◆ Exercise prompt: Copy out each line of the material in which the word "screenshot" appears.

◆ Data provided:
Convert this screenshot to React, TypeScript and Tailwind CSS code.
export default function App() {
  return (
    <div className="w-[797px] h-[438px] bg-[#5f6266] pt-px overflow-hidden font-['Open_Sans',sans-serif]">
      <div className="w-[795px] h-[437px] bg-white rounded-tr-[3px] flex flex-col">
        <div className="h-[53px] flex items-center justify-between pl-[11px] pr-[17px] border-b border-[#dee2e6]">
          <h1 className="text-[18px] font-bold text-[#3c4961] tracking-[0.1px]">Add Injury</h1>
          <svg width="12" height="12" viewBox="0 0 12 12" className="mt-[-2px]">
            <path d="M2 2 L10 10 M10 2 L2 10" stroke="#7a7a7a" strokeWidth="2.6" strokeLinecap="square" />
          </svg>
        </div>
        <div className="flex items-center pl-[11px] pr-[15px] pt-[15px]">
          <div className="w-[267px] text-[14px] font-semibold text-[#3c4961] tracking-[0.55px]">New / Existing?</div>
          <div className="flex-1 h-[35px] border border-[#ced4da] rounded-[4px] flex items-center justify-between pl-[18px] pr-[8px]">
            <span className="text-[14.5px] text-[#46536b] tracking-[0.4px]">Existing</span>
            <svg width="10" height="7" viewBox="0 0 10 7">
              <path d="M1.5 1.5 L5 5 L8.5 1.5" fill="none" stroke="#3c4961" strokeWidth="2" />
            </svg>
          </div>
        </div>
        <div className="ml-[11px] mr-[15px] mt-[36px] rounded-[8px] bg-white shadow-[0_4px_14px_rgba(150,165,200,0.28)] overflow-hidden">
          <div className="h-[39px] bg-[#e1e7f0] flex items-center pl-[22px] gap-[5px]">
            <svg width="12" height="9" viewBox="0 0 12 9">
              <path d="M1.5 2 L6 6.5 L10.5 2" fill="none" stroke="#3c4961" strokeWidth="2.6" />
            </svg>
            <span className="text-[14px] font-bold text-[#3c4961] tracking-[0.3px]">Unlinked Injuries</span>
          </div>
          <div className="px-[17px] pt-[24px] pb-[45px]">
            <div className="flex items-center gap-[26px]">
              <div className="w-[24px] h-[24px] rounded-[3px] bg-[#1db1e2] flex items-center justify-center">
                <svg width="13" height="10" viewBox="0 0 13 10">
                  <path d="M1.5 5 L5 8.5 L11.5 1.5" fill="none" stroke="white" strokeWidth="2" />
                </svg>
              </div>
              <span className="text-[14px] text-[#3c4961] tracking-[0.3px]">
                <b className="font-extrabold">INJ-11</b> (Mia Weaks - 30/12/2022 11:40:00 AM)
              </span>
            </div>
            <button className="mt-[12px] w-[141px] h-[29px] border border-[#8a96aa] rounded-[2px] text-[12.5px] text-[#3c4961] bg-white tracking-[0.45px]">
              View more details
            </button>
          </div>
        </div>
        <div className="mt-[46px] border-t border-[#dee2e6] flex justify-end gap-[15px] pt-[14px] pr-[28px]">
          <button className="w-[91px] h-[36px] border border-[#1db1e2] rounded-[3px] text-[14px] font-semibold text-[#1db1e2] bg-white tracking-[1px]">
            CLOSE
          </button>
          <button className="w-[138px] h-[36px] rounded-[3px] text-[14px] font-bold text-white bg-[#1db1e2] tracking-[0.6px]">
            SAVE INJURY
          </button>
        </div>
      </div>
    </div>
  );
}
---
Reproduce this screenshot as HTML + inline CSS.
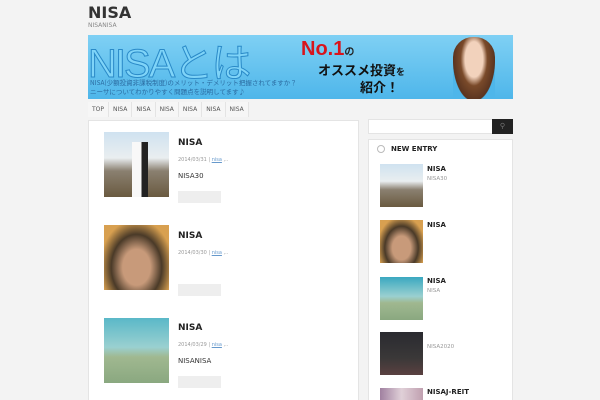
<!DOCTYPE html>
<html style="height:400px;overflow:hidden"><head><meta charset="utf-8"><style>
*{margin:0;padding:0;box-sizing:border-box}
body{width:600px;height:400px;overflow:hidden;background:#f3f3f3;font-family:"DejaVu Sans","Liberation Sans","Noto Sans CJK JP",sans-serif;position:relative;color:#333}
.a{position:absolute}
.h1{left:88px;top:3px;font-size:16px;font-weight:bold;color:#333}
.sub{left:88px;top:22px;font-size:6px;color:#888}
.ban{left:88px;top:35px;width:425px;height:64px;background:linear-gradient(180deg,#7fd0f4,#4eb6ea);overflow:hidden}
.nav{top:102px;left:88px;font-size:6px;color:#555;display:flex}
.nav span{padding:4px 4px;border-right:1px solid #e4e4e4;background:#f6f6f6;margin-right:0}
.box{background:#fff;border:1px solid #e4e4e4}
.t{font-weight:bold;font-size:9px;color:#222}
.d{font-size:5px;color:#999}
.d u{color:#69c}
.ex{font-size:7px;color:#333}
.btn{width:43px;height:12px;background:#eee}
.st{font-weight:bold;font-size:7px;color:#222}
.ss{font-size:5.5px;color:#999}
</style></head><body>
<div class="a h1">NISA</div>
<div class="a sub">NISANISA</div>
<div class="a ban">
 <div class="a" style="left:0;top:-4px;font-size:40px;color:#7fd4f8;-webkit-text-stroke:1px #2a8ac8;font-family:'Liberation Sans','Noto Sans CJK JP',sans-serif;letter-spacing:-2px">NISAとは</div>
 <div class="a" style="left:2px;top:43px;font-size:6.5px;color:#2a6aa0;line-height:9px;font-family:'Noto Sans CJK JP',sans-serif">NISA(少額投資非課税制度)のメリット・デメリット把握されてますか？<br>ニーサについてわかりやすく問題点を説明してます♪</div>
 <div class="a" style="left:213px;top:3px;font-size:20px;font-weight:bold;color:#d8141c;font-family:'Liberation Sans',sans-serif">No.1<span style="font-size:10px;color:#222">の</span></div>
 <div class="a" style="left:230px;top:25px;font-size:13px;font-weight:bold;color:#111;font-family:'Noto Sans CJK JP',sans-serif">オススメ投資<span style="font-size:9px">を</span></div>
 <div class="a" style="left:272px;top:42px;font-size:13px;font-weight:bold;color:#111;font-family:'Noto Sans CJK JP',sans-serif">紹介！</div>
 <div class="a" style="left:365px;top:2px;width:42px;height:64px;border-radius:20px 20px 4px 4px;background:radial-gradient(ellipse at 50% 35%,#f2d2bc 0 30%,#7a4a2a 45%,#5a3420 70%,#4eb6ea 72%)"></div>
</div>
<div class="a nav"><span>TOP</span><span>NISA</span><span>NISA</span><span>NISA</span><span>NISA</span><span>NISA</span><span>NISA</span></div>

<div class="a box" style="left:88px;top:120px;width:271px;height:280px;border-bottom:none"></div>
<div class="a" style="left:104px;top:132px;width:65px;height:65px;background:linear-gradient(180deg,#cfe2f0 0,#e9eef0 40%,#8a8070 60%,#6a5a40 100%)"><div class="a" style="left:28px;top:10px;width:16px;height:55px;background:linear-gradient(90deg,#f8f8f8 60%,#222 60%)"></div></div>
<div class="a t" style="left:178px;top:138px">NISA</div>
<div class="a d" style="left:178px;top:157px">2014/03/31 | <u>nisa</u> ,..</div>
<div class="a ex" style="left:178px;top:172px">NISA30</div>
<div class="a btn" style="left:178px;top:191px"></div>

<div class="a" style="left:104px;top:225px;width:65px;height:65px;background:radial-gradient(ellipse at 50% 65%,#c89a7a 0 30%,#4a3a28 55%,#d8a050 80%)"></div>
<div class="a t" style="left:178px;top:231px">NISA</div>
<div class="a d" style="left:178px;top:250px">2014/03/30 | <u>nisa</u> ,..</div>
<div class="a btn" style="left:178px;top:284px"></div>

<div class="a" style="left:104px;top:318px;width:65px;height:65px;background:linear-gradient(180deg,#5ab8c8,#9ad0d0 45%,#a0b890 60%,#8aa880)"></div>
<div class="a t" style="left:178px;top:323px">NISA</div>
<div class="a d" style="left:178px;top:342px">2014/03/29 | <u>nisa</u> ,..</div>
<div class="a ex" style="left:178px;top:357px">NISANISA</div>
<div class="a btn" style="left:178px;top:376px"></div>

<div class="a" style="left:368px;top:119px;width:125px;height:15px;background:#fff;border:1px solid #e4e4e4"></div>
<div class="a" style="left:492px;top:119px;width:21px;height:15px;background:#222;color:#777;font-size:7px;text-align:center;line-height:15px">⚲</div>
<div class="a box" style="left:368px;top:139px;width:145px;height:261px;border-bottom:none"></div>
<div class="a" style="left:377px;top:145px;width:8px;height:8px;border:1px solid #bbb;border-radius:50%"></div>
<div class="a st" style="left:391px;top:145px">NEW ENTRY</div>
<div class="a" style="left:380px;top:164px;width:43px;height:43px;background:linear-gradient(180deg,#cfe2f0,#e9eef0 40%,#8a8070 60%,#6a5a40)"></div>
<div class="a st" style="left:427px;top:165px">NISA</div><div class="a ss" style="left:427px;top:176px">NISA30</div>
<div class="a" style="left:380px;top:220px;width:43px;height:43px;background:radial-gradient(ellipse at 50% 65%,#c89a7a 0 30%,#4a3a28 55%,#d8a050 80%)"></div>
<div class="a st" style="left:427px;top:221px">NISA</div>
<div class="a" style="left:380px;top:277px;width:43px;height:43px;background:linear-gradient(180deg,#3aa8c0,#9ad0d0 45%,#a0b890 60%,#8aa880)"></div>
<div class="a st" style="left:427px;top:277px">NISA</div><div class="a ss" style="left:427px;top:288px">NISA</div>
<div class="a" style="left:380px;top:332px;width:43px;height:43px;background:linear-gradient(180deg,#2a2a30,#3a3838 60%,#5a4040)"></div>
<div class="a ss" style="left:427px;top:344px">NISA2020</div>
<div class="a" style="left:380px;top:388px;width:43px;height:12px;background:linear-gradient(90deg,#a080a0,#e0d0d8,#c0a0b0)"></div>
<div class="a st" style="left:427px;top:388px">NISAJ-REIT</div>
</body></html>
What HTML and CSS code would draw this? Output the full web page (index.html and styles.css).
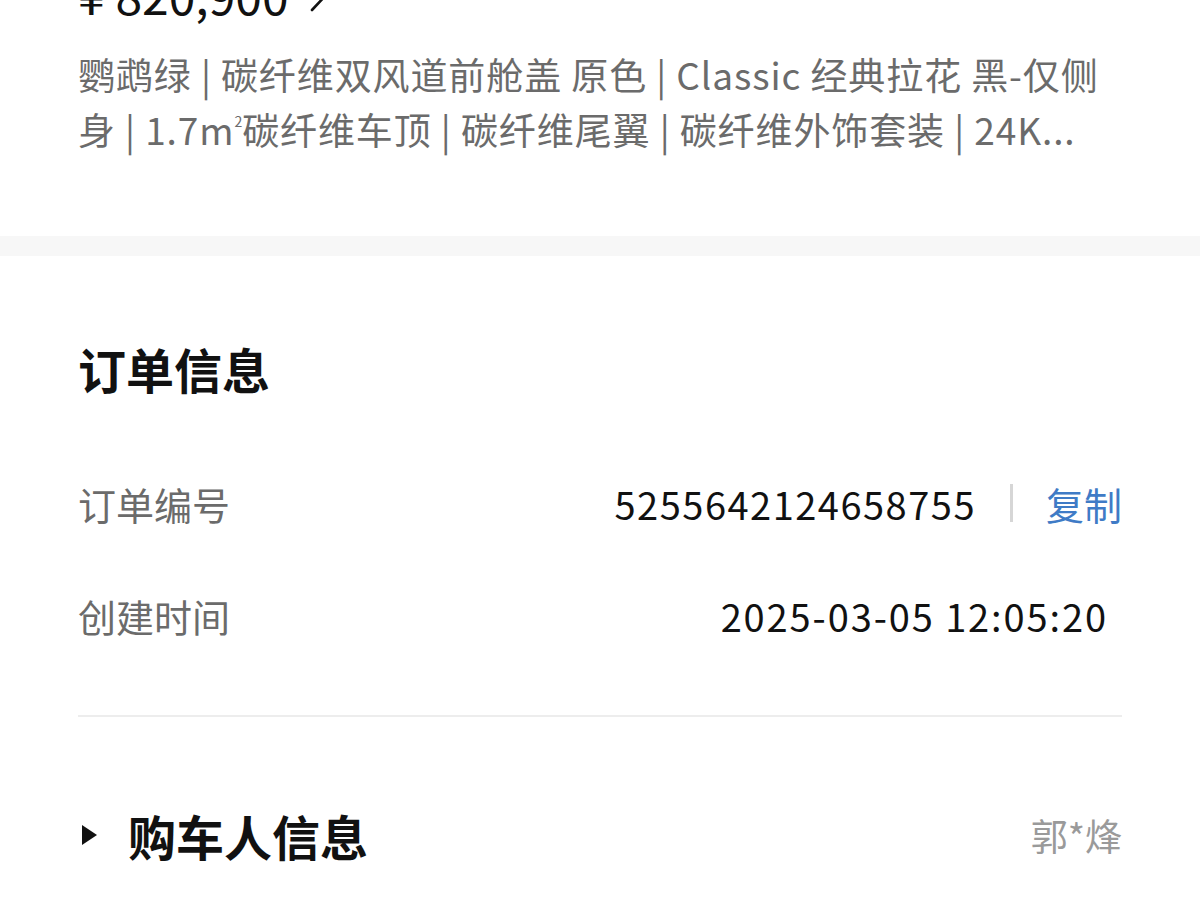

◆ Written reply:
Convert this screenshot to React, TypeScript and Tailwind CSS code.
Reproduce this screenshot as HTML + inline CSS.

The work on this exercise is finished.